Sage was raised in the rural Appalachian mountains of Virginia, where he was homeschooled off the grid. Encouraged to explore his curiosities at every turn, he continues to explore his surroundings in a similar manner. Today, his work explores notions of culture, place, and identity.
He lives in Portland, Oregon with his wife and four chickens. He has a BFA in graphic design from Virginia Commonwealth University (2008), and spent the past 10 years working as an interactive designer and art director before starting his own studio in 2015. Trail running, fly fishing, and cooking help maintain his sanity.
His work has been published by Aint-Bad Magazine, and exhibited at the Newspace Gallery coSPACE in Portland, Oregon.
PROJECT SPOTLIGHT: Fieldwork
2015 – present
When and where did Fieldwork begin?
East of Oregon’s Cascade range there’s a dramatic shift in climate from the damp, wet, forested mountains, to an arid expanse of sagebrush and juniper. This vast landscape, the high desert, is the primary inspiration for Fieldwork. This place has an inexplicable hold over me, bringing me back time and time again.
It’s easy to think that the desert is empty, dry, and void of life but if you know where to look (or how to see it) there’s a complex web of relationships that exist, creating a wild and diverse ecosystem. In many ways, I think that’s how Fieldwork began. I was initially simply documenting restoration projects being done by a local conservation non-profit on a fairly surface level, not seeing the project as much deeper than simply documenting the work, but as I began to put the pieces together I started to see a more complex story unfolding.
Where do you see this project going?
I started to realize that while each of the subjects in this work come from different experiences, they’re all brought together by the relationship they share with this unique landscape. Ultimately this series is about our relationship to place and what that means. The investigation of that relationship has become the primary focus of Fieldwork.
I plan to continue this project for some time, digging as deep as I can to understand this particular piece of the puzzle. Simultaneously, I’m going to continue my investigation into the complex web of relationships surrounding this place as far as it can take me, probably resulting in a few different projects in the end.
Much of the work being done throughout this series takes place on federally managed public lands. As public lands continue to come under threat from our current administration, I’m thinking about how Fieldwork can contribute to that conversation, ultimately hoping to show a positive example of public lands stewardship and the greater value of public lands to a wider audience. I hope that this project can inspire viewers to examine their own relationship to public lands, and if they don’t have one, start one.
The work hasn’t been exhibited anywhere, but that’s definitely on my mind.
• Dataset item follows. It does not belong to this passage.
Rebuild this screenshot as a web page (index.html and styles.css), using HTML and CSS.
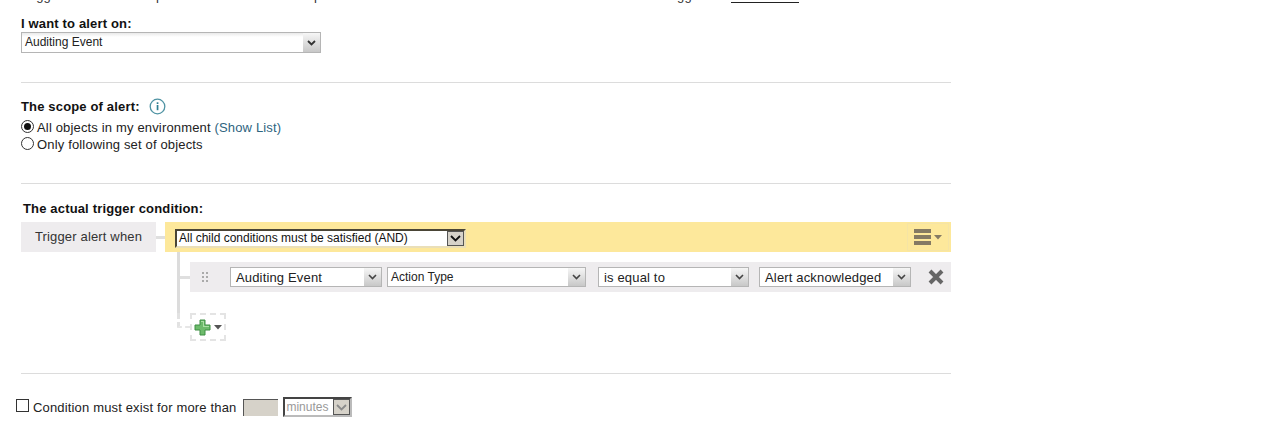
FILE: index.html
```html
<!DOCTYPE html>
<html lang="en">
<head>
<meta charset="utf-8">
<title>Alert trigger</title>
<link rel="stylesheet" href="styles.css">
</head>
<body>
<div class="page">
  <div class="clipped">
    <div class="clipped-line">
      <span class="cl cl-a">Trigger</span><span class="cl cl-b">p</span><span class="cl cl-c">p</span><span class="cl cl-d">gg</span><span class="cl-link">&nbsp;</span>
    </div>
  </div>

  <section class="sec sec-on">
    <div class="label">I want to alert on:</div>
    <div class="sel sel-main">
      <span class="sel-text">Auditing Event</span>
      <span class="sel-btn"><svg width="9" height="6" viewBox="0 0 9 6"><path d="M1 1l3.5 3.5L8 1" fill="none" stroke="#333" stroke-width="1.8"/></svg></span>
    </div>
  </section>

  <hr class="rule rule-1">

  <section class="sec sec-scope">
    <div class="label label-row">The scope of alert:
      <svg class="info" width="17" height="17" viewBox="0 0 17 17"><circle cx="8.5" cy="8.5" r="7.3" fill="#fff" stroke="#4f93a3" stroke-width="1.3"/><rect x="7.7" y="7" width="1.7" height="5.2" fill="#2f7f92"/><rect x="7.7" y="4.3" width="1.7" height="1.7" fill="#2f7f92"/></svg>
    </div>
    <div class="opts">
      <label class="opt"><span class="radio on"></span>All objects in my environment <a class="link">(Show List)</a></label>
      <label class="opt"><span class="radio"></span>Only following set of objects</label>
    </div>
  </section>

  <hr class="rule rule-2">

  <section class="sec sec-trigger">
    <div class="label label-trig">The actual trigger condition:</div>
    <div class="root-row">
      <div class="when">Trigger alert when</div>
      <div class="dash"></div>
      <div class="group">
        <div class="sel-native sel-and">
          <span class="sel-text">All child conditions must be satisfied (AND)</span>
          <span class="nat-btn"><svg width="11" height="7" viewBox="0 0 11 7"><path d="M1 1l4.5 4.5L10 1" fill="none" stroke="#111" stroke-width="1.8"/></svg></span>
        </div>
        <div class="menu-btn">
          <span class="bars"><i></i><i></i><i></i></span>
          <svg width="8" height="5" viewBox="0 0 8 5"><path d="M0 0h8L4 4.5z" fill="#857a63"/></svg>
        </div>
      </div>
    </div>

    <div class="tree">
      <div class="cond-row">
        <div class="tick"></div>
        <div class="cond">
          <span class="grip"></span>
          <div class="sel sel-c1"><span class="sel-text big">Auditing Event</span><span class="sel-btn"><svg width="9" height="6" viewBox="0 0 9 6"><path d="M1 1l3.5 3.5L8 1" fill="none" stroke="#444" stroke-width="1.6"/></svg></span></div>
          <div class="sel sel-c2"><span class="sel-text">Action Type</span><span class="sel-btn"><svg width="9" height="6" viewBox="0 0 9 6"><path d="M1 1l3.5 3.5L8 1" fill="none" stroke="#444" stroke-width="1.6"/></svg></span></div>
          <div class="sel sel-c3"><span class="sel-text big">is equal to</span><span class="sel-btn"><svg width="9" height="6" viewBox="0 0 9 6"><path d="M1 1l3.5 3.5L8 1" fill="none" stroke="#444" stroke-width="1.6"/></svg></span></div>
          <div class="sel sel-c4"><span class="sel-text big">Alert acknowledged</span><span class="sel-btn"><svg width="9" height="6" viewBox="0 0 9 6"><path d="M1 1l3.5 3.5L8 1" fill="none" stroke="#444" stroke-width="1.6"/></svg></span></div>
          <svg class="remove" width="16" height="16" viewBox="0 0 16 16"><path d="M2 2l12 12M14 2L2 14" stroke="#666" stroke-width="4"/></svg>
        </div>
      </div>
      <div class="add-row">
        <div class="tick-dash"></div>
        <div class="add-btn">
          <svg width="17" height="17" viewBox="0 0 17 17"><path d="M6 1h5v5h5v5h-5v5H6v-5H1V6h5z" fill="#6dbb6b" stroke="#3f8f45" stroke-width="1"/><path d="M7 2h3v5h5v1H9V3H7z" fill="#a9dfa3"/></svg>
          <svg width="8" height="5" viewBox="0 0 8 5"><path d="M0 0h8L4 4.5z" fill="#555"/></svg>
        </div>
      </div>
    </div>
  </section>

  <hr class="rule rule-3">

  <section class="sec-dur">
    <span class="check"></span>
    <span class="dur-label">Condition must exist for more than</span>
    <span class="dur-input"></span>
    <div class="sel-native sel-min">
      <span class="sel-text">minutes</span>
      <span class="nat-btn"><svg width="11" height="7" viewBox="0 0 11 7"><path d="M1 1l4.5 4.5L10 1" fill="none" stroke="#8a8a8a" stroke-width="1.8"/></svg></span>
    </div>
  </section>
</div>
</body>
</html>
```

FILE: styles.css
```css
* { box-sizing: border-box; }
html, body { margin: 0; padding: 0; background: #fff; }
body {
  font-family: "Liberation Sans", Arial, sans-serif;
  font-size: 13px;
  letter-spacing: .16px;
  color: #222;
  height: 428px;
  overflow: hidden;
}
.page { width: 951px; padding-left: 21px; }

.clipped { height: 3px; overflow: hidden; margin-left: -21px; }
.clipped-line { display: flex; height: 14px; margin-top: -11px; line-height: 14px; color: #333; }
.cl { display: block; white-space: nowrap; }
.cl-a { margin-left: 21px; width: 135px; }
.cl-b { width: 158px; }
.cl-c { width: 363px; }
.cl-d { width: 54px; }
.cl-link { width: 68px; border-bottom: 2px solid #222; height: 14px; margin-top: 1px; }

.label { font-weight: bold; color: #111; line-height: 15px; }

.sec-on { padding-top: 13px; }

.sel {
  display: flex;
  align-items: stretch;
  background: #fff;
  border: 1px solid #b5b5b5;
  height: 21px;
}
.sel-text { flex: 1; padding-left: 3px; line-height: 18px; white-space: nowrap; overflow: hidden; font-size: 12px; letter-spacing: 0; color: #222; }
.sel-text.big { font-size: 13px; letter-spacing: .16px; padding-left: 5px; line-height: 20px; }
.sel-btn {
  width: 17px;
  background: linear-gradient(#f6f6f6, #c8c8c8);
  display: flex;
  align-items: center;
  justify-content: center;
}
.sel-main { width: 300px; margin-top: 1px; background: linear-gradient(#e9e9e9, #fff 4px); }

.rule { border: 0; height: 1px; background: #dcdcdc; margin: 0; }
.rule-1 { margin-top: 29px; }
.rule-2 { margin-top: 30px; }
.rule-3 { margin-top: 32px; }

.sec-scope { padding-top: 15px; }
.label-row { display: flex; align-items: center; gap: 9px; height: 17px; }
.opts { margin-top: 4px; }
.opt { display: flex; align-items: center; height: 17px; color: #222; white-space: pre; }
.link { color: #2e6480; }
.radio {
  width: 13px; height: 13px;
  border: 1px solid #333;
  border-radius: 50%;
  margin: -2px 3px 0 0;
  background: #fff;
  position: relative;
  display: block;
}
.radio.on::after {
  content: "";
  position: absolute;
  left: 2px; top: 2px;
  width: 7px; height: 7px;
  border-radius: 50%;
  background: #111;
}

.sec-trigger { padding-top: 17px; }
.label-trig { margin-left: 2px; }
.root-row { display: flex; align-items: stretch; height: 30px; margin-top: 6px; }
.when {
  width: 135px;
  background: #eeecee;
  text-align: center;
  line-height: 29px;
  color: #333;
}
.dash { width: 9px; height: 3px; background: #dfdfdf; margin-top: 14px; }
.group {
  flex: 1;
  background: #fde89b;
  display: flex;
  align-items: center;
  justify-content: space-between;
  padding-left: 10px;
}
.sel-native {
  display: flex;
  align-items: stretch;
  background: #fff;
  border: 2px solid;
  border-color: #4a4536 #eadfb8 #eadfb8 #4a4536;
}
.sel-and { width: 291px; height: 19px; margin-top: 3px; }
.sel-and .sel-text { padding-left: 2px; line-height: 15px; color: #111; }
.nat-btn {
  width: 17px;
  background: #d6d2c9;
  border: 1px solid #555;
  display: flex;
  align-items: center;
  justify-content: center;
}
.menu-btn {
  width: 42px;
  height: 28px;
  margin-right: 2px;
  border: 1px solid #f5e4a5;
  display: flex;
  align-items: center;
  justify-content: center;
  gap: 3px;
}
.bars { display: flex; flex-direction: column; gap: 2px; }
.bars i { display: block; width: 17px; height: 4px; background: #857a63; }

.tree { margin-left: 156px; }
.cond-row { display: flex; align-items: flex-start; padding-top: 10px; height: 61px; border-left: 3px solid #dcdcdc; }
.tick { width: 10px; height: 3px; background: #dfdfdf; margin-top: 14px; }
.cond {
  flex: 1;
  height: 30px;
  background: #eeecee;
  display: flex;
  align-items: center;
}
.grip {
  width: 7px; height: 12px;
  margin-left: 11px;
  margin-right: 22px;
  background-image: radial-gradient(circle, #aaa 1.2px, transparent 1.3px);
  background-size: 4px 4px;
}
.cond .sel { height: 20px; }
.sel-c1 { width: 152px; margin-right: 5px; }
.sel-c2 { width: 199px; margin-right: 12px; }
.sel-c3 { width: 151px; margin-right: 10px; }
.sel-c4 { width: 152px; }
.remove { margin-left: 17px; }

.add-row { display: flex; align-items: flex-start; }
.tick-dash {
  width: 13px; height: 15px;
  border-left: 3px dashed #e2e2e2;
  border-bottom: 2px dashed #e6e6e6;
}
.add-btn {
  width: 36px; height: 28px;
  border: 2px dashed #e4e4e4;
  display: flex;
  align-items: center;
  justify-content: center;
  gap: 3px;
}

.sec-dur { display: flex; align-items: center; height: 20px; margin: 23px 0 0 -5px; }
.check { width: 13px; height: 13px; border: 1px solid #333; background: #fff; margin: -3px 4px 0 0; }
.dur-label { color: #222; margin-right: 7px; white-space: nowrap; }
.dur-input {
  width: 35px; height: 17px;
  background: #d6d2c9;
  border-top: 1px solid #555;
  border-left: 1px solid #555;
  margin-right: 5px;
}
.sel-min { width: 69px; height: 20px; border-color: #444 #bbb #bbb #444; }
.sel-min .sel-text { color: #999; padding-left: 1px; line-height: 16px; }
```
What helps you sustain your current creative practice?
It’s so obvious, but the biggest thing I’ve learned recently is how important it is to continue putting time and energy into my practice, even when I don’t want to, and especially when it feels hard. It’s not easy, and I struggle a lot finding my focus and productivity on a regular basis. Building consistency over time for anything I do is always key for me — work, running, writing, whatever.
I try and write regularly, first thing every morning if possible, and that really helps set me straight for the day. Running is also huge. I often wish I had a way to record my thoughts when I’m out on a long run. More than anything I’m trying to be mindful as much as possible and stay focused on the bigger picture. It’s easy to get bogged down and stuck in my own head, and I hate that. I’m trying to be more positive.
What’s next for you?
I have a few projects in their early stages that I am looking forward to developing further, but I don’t know how to explain them yet. The dream is to travel as much as I can and get paid to make photographs. Going back to school may be in my future at some point, which is exciting and terrifying at the same time.